Private and Public Healthcare

  • Fund HSAs for enrollees in bronze plans (60% AV) or catastrophic plans ( ~ 57% AV) worth $1,000 if they are age 18-49 or $1,500 if they are age 50-64.
  • Open catastrophic plans (here co-named “copper” plans) to all enrollees, instead of primarily to enrollees under age 30 as in the original ACA (CMS has already widened access, but retained a cumbersome exemption application process).
  • Fund the Cost Sharing Reduction (CSR) subsidies that attach to silver plans for low-income enrollees through direct reimbursement of insurers for its value, as it was funded before Trump cut off those payments in October 2017, instead of pricing it into plan premiums as at present. In most states, CSR is priced into silver plans only, as CSR is available only with silver plans. Since premium subsidies are structured so that enrollees pay a fixed percentage of income for a benchmark silver plan, raising silver plan premiums also increases subsidies, creating effective discounts in bronze and gold plans for subsidized enrollees. The bill would end this silver loading, reducing the value of enrollees’ premium subsidies in addition to the loss of ePTC.

Silver ACA Plans

At present, slightly less than half of marketplace enrollees, about 11.6 million are in CSR-enhanced silver plans with an actuarial value of 94% or 87%. Another 13% are in gold plans with an AV of 80% — which, thanks to silver loading, are available below the cost of a benchmark silver plan in 20 states. By ending ePTC and raising silver plan premiums at low incomes, while adding a modest first-dollar benefit to bronze and catastrophic plans, the Cassidy-Crapo bill would push millions of low-income enrollees into bronze plans.

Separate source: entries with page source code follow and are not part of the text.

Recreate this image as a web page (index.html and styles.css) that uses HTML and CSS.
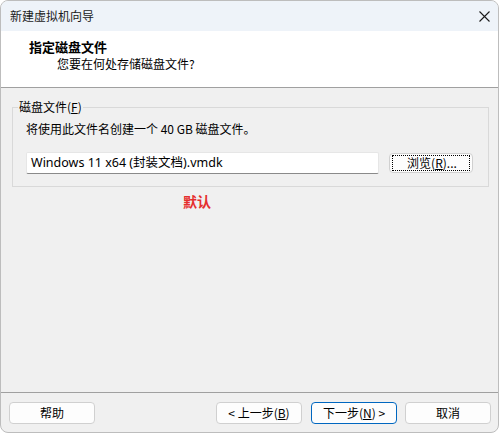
FILE: index.html
```html
<!DOCTYPE html>
<html lang="zh-CN">
<head>
<meta charset="utf-8">
<title>新建虚拟机向导</title>
<link rel="stylesheet" href="styles.css">
</head>
<body>
<div class="window">
  <div class="titlebar">
    <span class="title">新建虚拟机向导</span>
    <span class="close">
      <svg width="11" height="11" viewBox="0 0 11 11"><path d="M0.5 0.5 L10.5 10.5 M10.5 0.5 L0.5 10.5" stroke="#1b1b1b" stroke-width="1.1" fill="none"/></svg>
    </span>
  </div>
  <div class="header">
    <div class="h-title">指定磁盘文件</div>
    <div class="h-sub">您要在何处存储磁盘文件?</div>
  </div>
  <div class="content">
    <fieldset class="group">
      <legend>磁盘文件(<u>F</u>)</legend>
      <div class="desc">将使用此文件名创建一个 40 GB 磁盘文件。</div>
      <div class="row">
        <div class="input">Windows 11 x64 (封装文档).vmdk</div>
        <button class="btn browse"><span class="focus">浏览(<u>R</u>)...</span></button>
      </div>
    </fieldset>
    <div class="note">默认</div>
  </div>
  <div class="footer">
    <button class="btn">帮助</button>
    <div class="spacer"></div>
    <button class="btn">&lt; 上一步(<u>B</u>)</button>
    <button class="btn primary">下一步(<u>N</u>) &gt;</button>
    <button class="btn">取消</button>
  </div>
</div>
</body>
</html>
```
FILE: styles.css
```css
* { box-sizing: border-box; }

html, body {
  margin: 0;
  padding: 0;
  background: #ffffff;
}

body {
  font-family: "Noto Sans CJK SC", "Noto Sans", sans-serif;
  font-size: 12px;
  color: #1a1a1a;
}

.window {
  width: 499px;
  height: 433px;
  display: flex;
  flex-direction: column;
  border: 1px solid #bdbdbd;
  border-radius: 8px;
  overflow: hidden;
  background: #f0f0f0;
}

.titlebar {
  height: 30px;
  flex: none;
  background: #eef3f9;
  display: flex;
  align-items: center;
  padding: 0 8px 0 9px;
}

.title {
  flex: 1;
  font-size: 12px;
  line-height: 16px;
  color: #1a1a1a;
}

.close {
  flex: none;
  display: flex;
  align-items: center;
  justify-content: center;
}

.close svg { display: block; }

.header {
  height: 57px;
  flex: none;
  background: #ffffff;
  border-bottom: 1px solid #a0a0a0;
  padding: 8px 0 0 28px;
}

.h-title {
  font-weight: bold;
  font-size: 13px;
  line-height: 16px;
  color: #000;
}

.h-sub {
  margin-top: 1px;
  padding-left: 28px;
  line-height: 16px;
  color: #000;
}

.content {
  flex: 1;
  padding: 11px 9px 0 11px;
}

.group {
  margin: 0;
  padding: 6px 15px 12px 13px;
  border: 1px solid #d9d9d9;
  border-radius: 0;
  min-width: 0;
}

.group legend {
  padding: 0 1px;
  margin-left: -8px;
  line-height: 16px;
  color: #000;
}

.group legend u, .btn u { text-decoration: underline; text-underline-offset: 1px; }

.desc {
  line-height: 16px;
  color: #000;
}

.row {
  margin-top: 15px;
  display: flex;
  align-items: center;
  gap: 10px;
}

.input {
  width: 353px;
  height: 22px;
  background: #ffffff;
  border: 1px solid #e6e6e6;
  border-bottom: 1px solid #8a8a8a;
  border-radius: 2px;
  padding: 0 0 0 4px;
  font-family: "Noto Sans", "Noto Sans CJK SC", sans-serif;
  font-size: 12.5px;
  line-height: 20px;
  color: #000;
  white-space: nowrap;
}

.btn {
  height: 22px;
  width: 86px;
  background: #fdfdfd;
  border: 1px solid #d0d0d0;
  border-radius: 4px;
  font-family: inherit;
  font-size: 12px;
  color: #000;
  padding: 0;
  line-height: 18px;
}

.browse {
  width: 84px;
  height: 20px;
  padding: 1px 2px;
  display: flex;
}

.browse .focus {
  flex: 1;
  border: 1px dotted #000;
  line-height: 14px;
  display: flex;
  align-items: center;
  justify-content: center;
  padding-left: 2px;
}

.note {
  margin: 5px 0 0 171px;
  font-weight: bold;
  font-size: 14px;
  line-height: 18px;
  color: #e52d2d;
}

.footer {
  height: 40px;
  flex: none;
  border-top: 1px solid #a0a0a0;
  display: flex;
  align-items: flex-start;
  padding: 9px 7px 0 8px;
  gap: 9px;
}

.footer .spacer { flex: 1; }

.footer .btn.primary {
  border-color: #0067c0;
  margin-right: -1px;
}
```
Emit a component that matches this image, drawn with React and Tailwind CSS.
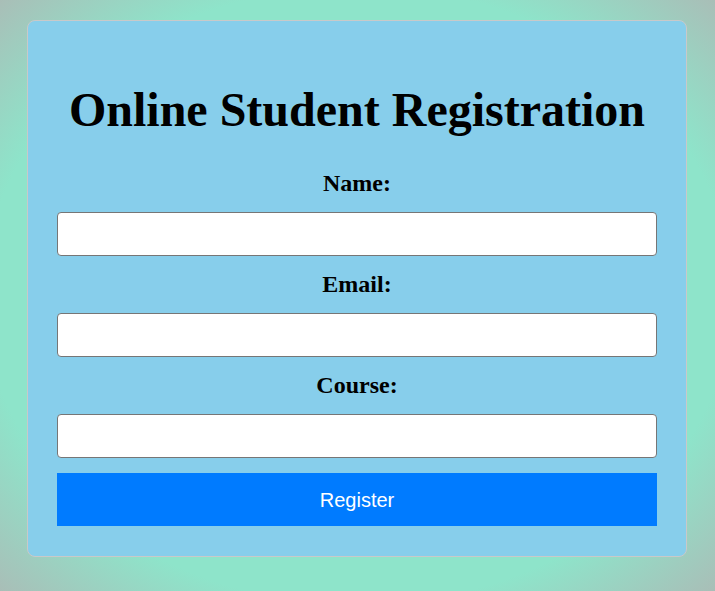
export default function App() {
  return (
    <div className="min-h-[591px] w-full bg-[radial-gradient(ellipse_at_center,#8ee4ca_0%,#8ee4ca_74%,#a9beb7_100%)] pt-[20px] font-['Liberation_Serif',serif]">
      <div className="ml-[27px] w-[660px] rounded-[8px] border border-[#c9c9c9] bg-[#87ceeb] px-[29px] pt-[62px] pb-[30px]">
        <h1 className="text-center text-[48px] font-bold leading-[53px] text-black">
          Online Student Registration
        </h1>
        <form className="mt-[34px] flex flex-col" onSubmit={(e) => e.preventDefault()}>
          {["Name:", "Email:", "Course:"].map((l) => (
            <div key={l} className="flex flex-col">
              <label className="block text-center text-[24px] font-bold leading-[27px] text-black">{l}</label>
              <input
                type="text"
                className="mt-[15px] mb-[15px] h-[44px] w-full rounded-[4px] border border-[#767676] bg-white px-[10px] outline-none"
              />
            </div>
          ))}
          <button
            type="submit"
            className="h-[53px] w-full bg-[#007bff] font-['Liberation_Sans',Arial,sans-serif] text-[20px] text-white"
          >
            Register
          </button>
        </form>
      </div>
    </div>
  );
}
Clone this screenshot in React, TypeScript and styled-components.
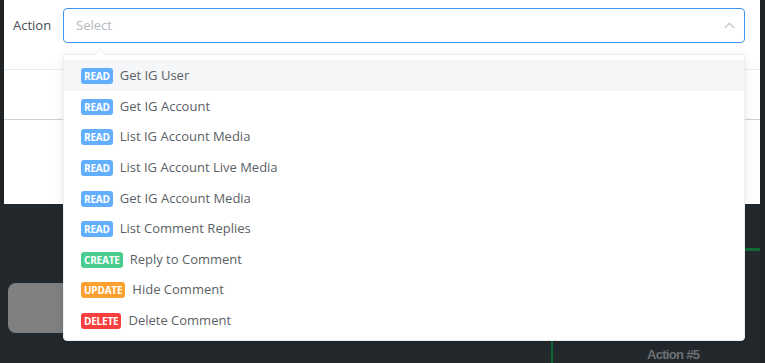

Ending silver loading would push millions more from gold into bronze — and likely drive additional millions out of the market entirely, as the advent of silver loading (before the Democrats created ePTC in the Biden years) made zero-premium bronze plans available to millions of prospective enrollees. The marketplace — what’s left of it— would be converted largely, if not all but entirely, into a market in which most enrollees obtain just 57-60% AV, leaving them exposed to thousands of dollars in additional out-of-pocket costs. While that exposure would be mitigated for many in some years by the HSA funding, every year a significant minority of low-income enrollees would be exposed to thousands of dollars in extra out-of-pocket costs.